Pihak sekolah yang dapat membidangi pendampingan anak-anak terkait pengaduan atau krisis center bisa berasal dari Bimbingan Konseling (BK), wali kelas, komite sekolah atau membentuk Satgas Perlindungan Perempuan dan Anak (PPA).
“Tersangka harus diperiksa, diselidiki beserta evidence-evidence-nya. Lalu dihukum sesuai aturan yang berlaku sebagai efek jera,” tegasnya.
Lebih lanjut, akademisi UIN Sunan Ampel Surabaya itu juga menegaskan bahwa sebaiknya tersangka tidak boleh mendapatkan ruang kembali untuk menjadi pengajar di sekolah.
“Tidak diperbolehkan mengajar lagi dengan alasan apapun. Agar tidak menodai institusi pendidikan. Kalau memang tersangka memiliki kelainan psikologis, selain diberi hukuman atau sanksi sesuai regulasi hukum, juga perlu didampingi kejiwaannya,” jelasnya.
Karena menyasar korban di bawah umur, perempuan yang akrab disapa Lea itu menjelaskan bahwa tersangka juga dapat disebut sebagai predator seks. “Iya (predator seks). Segala bentuk pelecehan tidak bisa kita bilang kecil, sedikit ataupun ringan. Sekali pelecehan apapun bentuknya itu adalah kejahatan kemanusiaan,” imbuhnya.
Lea berharap Dinas Pendidikan dapat memanfaatkan kurikulum merdeka belajar sebagai media sosialisasi pencegahan dini terhadap kasus pencabulan.
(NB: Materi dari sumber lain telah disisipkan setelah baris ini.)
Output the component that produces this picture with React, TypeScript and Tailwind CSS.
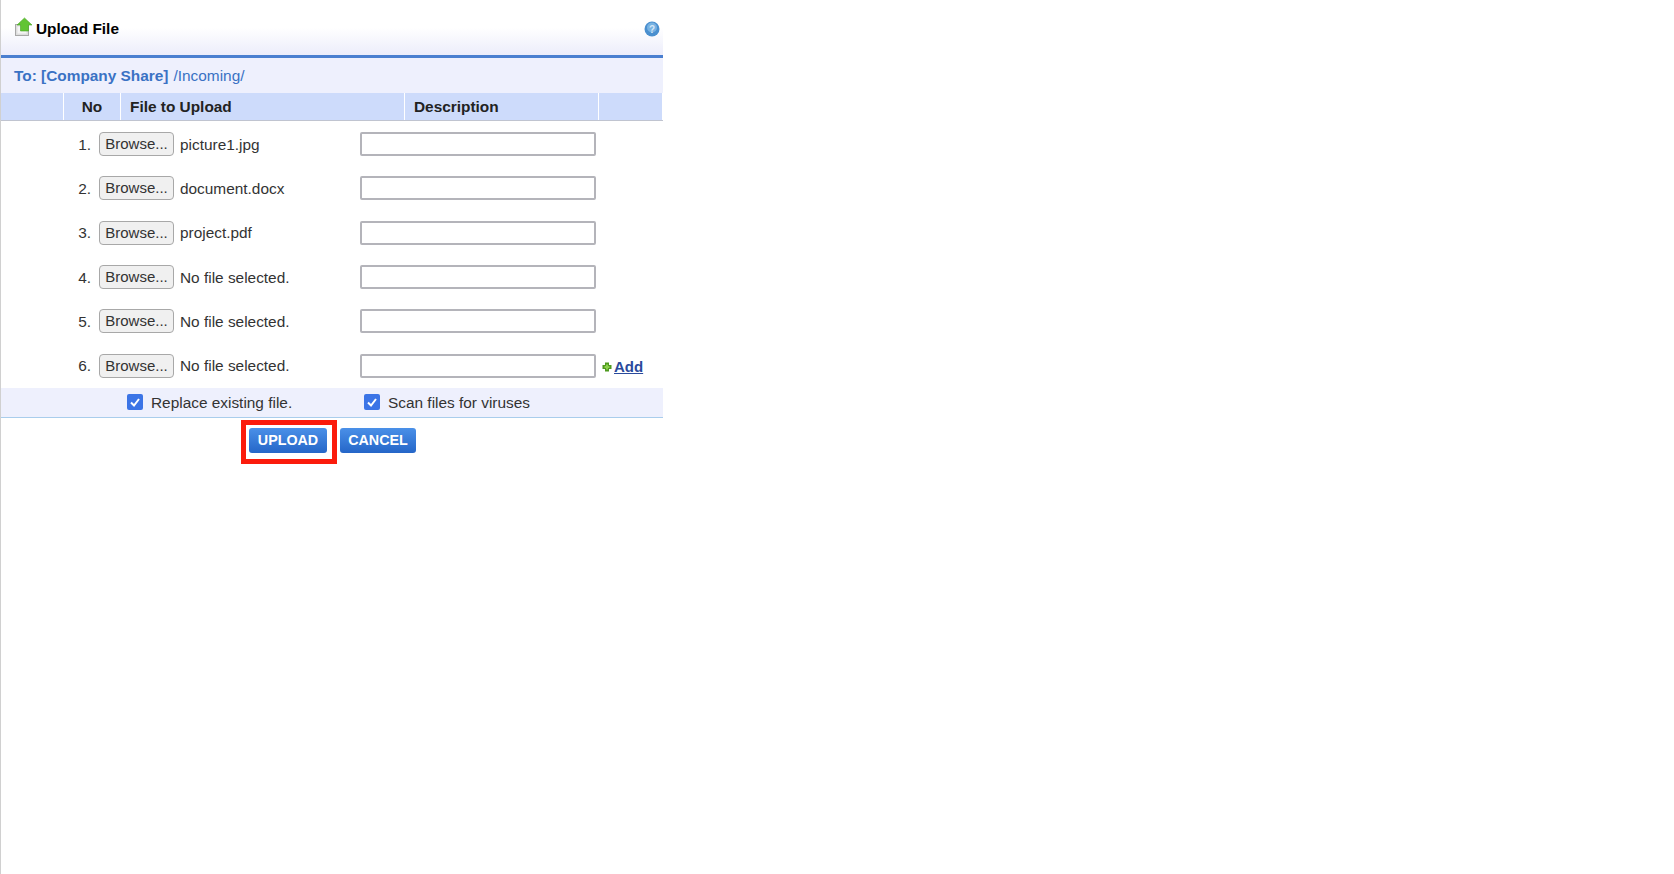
const files = ['picture1.jpg', 'document.docx', 'project.pdf', 'No file selected.', 'No file selected.', 'No file selected.'];

function UploadIcon() {
  return (
    <svg width="20" height="20" viewBox="0 0 20 20" className="shrink-0">
      <rect x="1.5" y="7.5" width="13" height="11" fill="#dedede" stroke="#a8a8a8" />
      <rect x="3.5" y="9.5" width="9" height="7" fill="#f5f5f5" />
      <path d="M10.5 1 L18 8 L14.5 8 L14.5 14 L6.5 14 L6.5 8 L3 8 Z" fill="#62c434" stroke="#48a524" strokeWidth="0.6" />
    </svg>
  );
}

function HelpIcon() {
  return (
    <svg width="16" height="16" viewBox="0 0 16 16" className="mt-[3px]">
      <circle cx="8" cy="8" r="7.5" fill="#4a8fcf" />
      <circle cx="8" cy="6.5" r="5" fill="#78b2e2" />
      <text x="8" y="11.5" textAnchor="middle" fontSize="10" fontWeight="700" fill="#d5e7f7" fontFamily="Liberation Sans, sans-serif">?</text>
    </svg>
  );
}

function PlusIcon() {
  return (
    <svg width="10" height="10" viewBox="0 0 10 10" className="shrink-0">
      <path d="M3 0.5 H7 V3 H9.5 V7 H7 V9.5 H3 V7 H0.5 V3 H3 Z" fill="#4e9a1e" />
      <path d="M4 2.5 H6 V4 H7.5 V6 H6 V7.5 H4 V6 H2.5 V4 H4 Z" fill="#8ed04e" />
    </svg>
  );
}

function Check({ label, className }: { label: string; className: string }) {
  return (
    <label className={`flex items-center gap-2 ${className}`}>
      <span className="flex h-4 w-4 items-center justify-center rounded-[2px] bg-[#3b74e6]">
        <svg width="12" height="12" viewBox="0 0 12 12">
          <path d="M2 6.5 L5 9.5 L10 3" fill="none" stroke="#fff" strokeWidth="2" />
        </svg>
      </span>
      <span>{label}</span>
    </label>
  );
}

export default function App() {
  return (
    <div className="min-h-[874px] border-l border-[#d0d0d0] bg-white font-['Liberation_Sans',Arial,sans-serif] text-[15.4px] text-[#333]">
      <div className="w-[662px]">
        {/* title */}
        <div className="flex h-[55px] items-center justify-between bg-gradient-to-b from-white from-50% to-[#ecedfb] pl-[13px] pr-[3px]">
          <div className="flex items-center gap-[2px] pt-[3px]">
            <div className="-mt-[4px]"><UploadIcon /></div>
            <span className="font-bold text-black">Upload File</span>
          </div>
          <HelpIcon />
        </div>
        <div className="h-[3px] bg-[#4a7fd0]" />

        {/* target folder */}
        <div className="flex h-[35px] items-center bg-[#eef0fd] pl-[13px] text-[#3a72c4]">
          <span className="font-bold">To: [Company Share]</span>
          <span className="ml-[5px]">/Incoming/</span>
        </div>

        {/* table head */}
        <div className="flex h-[28px] border-b border-[#c0c4d0] font-bold leading-[28px] text-[#222]">
          <div className="w-[62px] bg-[#cddbfb]" />
          <div className="ml-[1px] w-[56px] bg-[#cddbfb] text-center">No</div>
          <div className="ml-[1px] w-[283px] bg-[#cddbfb] pl-[9px]">File to Upload</div>
          <div className="ml-[1px] w-[193px] bg-[#cddbfb] pl-[9px]">Description</div>
          <div className="ml-[1px] w-[63px] bg-[#cddbfb]" />
        </div>

        {/* file rows */}
        <div className="pt-[1px]">
          {files.map((name, i) => (
            <div key={i} className="flex h-[44.33px] items-center">
              <span className="w-[90px] text-right">{i + 1}.</span>
              <button className="ml-[8px] h-[24px] w-[75px] rounded-[4px] border border-[#a8a8a8] bg-[#f0f0f0] text-[15px] text-[#333]">
                Browse...
              </button>
              <span className="ml-[6px] w-[180px]">{name}</span>
              <div className="h-[24px] w-[236px] rounded-[2px] border-2 border-[#b4b4ba] bg-white" />
              {i === 5 && (
                <div className="ml-[6px] mt-[3px] flex items-center gap-[2px]">
                  <PlusIcon />
                  <a className="text-[15px] font-bold text-[#2a4a9c] underline">Add</a>
                </div>
              )}
            </div>
          ))}
        </div>

        {/* options */}
        <div className="flex h-[30px] items-center border-b border-[#a9cdec] bg-[#eef0fd]">
          <Check label="Replace existing file." className="ml-[126px] w-[237px]" />
          <Check label="Scan files for viruses" className="" />
        </div>

        {/* actions */}
        <div className="mt-[2px] flex items-start pl-[240px]">
          <div className="border-[5px] border-[#fb1b0c] pb-[6px] pl-[3px] pr-[5px] pt-[3px]">
            <button className="block h-[25px] w-[78px] rounded-[3px] bg-gradient-to-b from-[#4a90e8] to-[#2566c8] text-[14.3px] font-bold text-white">
              UPLOAD
            </button>
          </div>
          <button className="ml-[3px] mt-[8px] h-[25px] w-[76px] rounded-[3px] bg-gradient-to-b from-[#4a90e8] to-[#2566c8] text-[14.3px] font-bold text-white">
            CANCEL
          </button>
        </div>
      </div>
    </div>
  );
}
“Kurikulum merdeka belajar memiliki banyak peluang untuk memasukkan muatan terkait pencegahan dan penanganan kekerasan seksual. Kalau pelajarankan ada pelajaran agama dan budi pekerti. Nah bisa masuk di situ. Kalau tentang tubuh, dari segi menjaganya, bisa masuk di IPA atau biologinya, termasuk merawat kesehatan juga,” pungkasnya.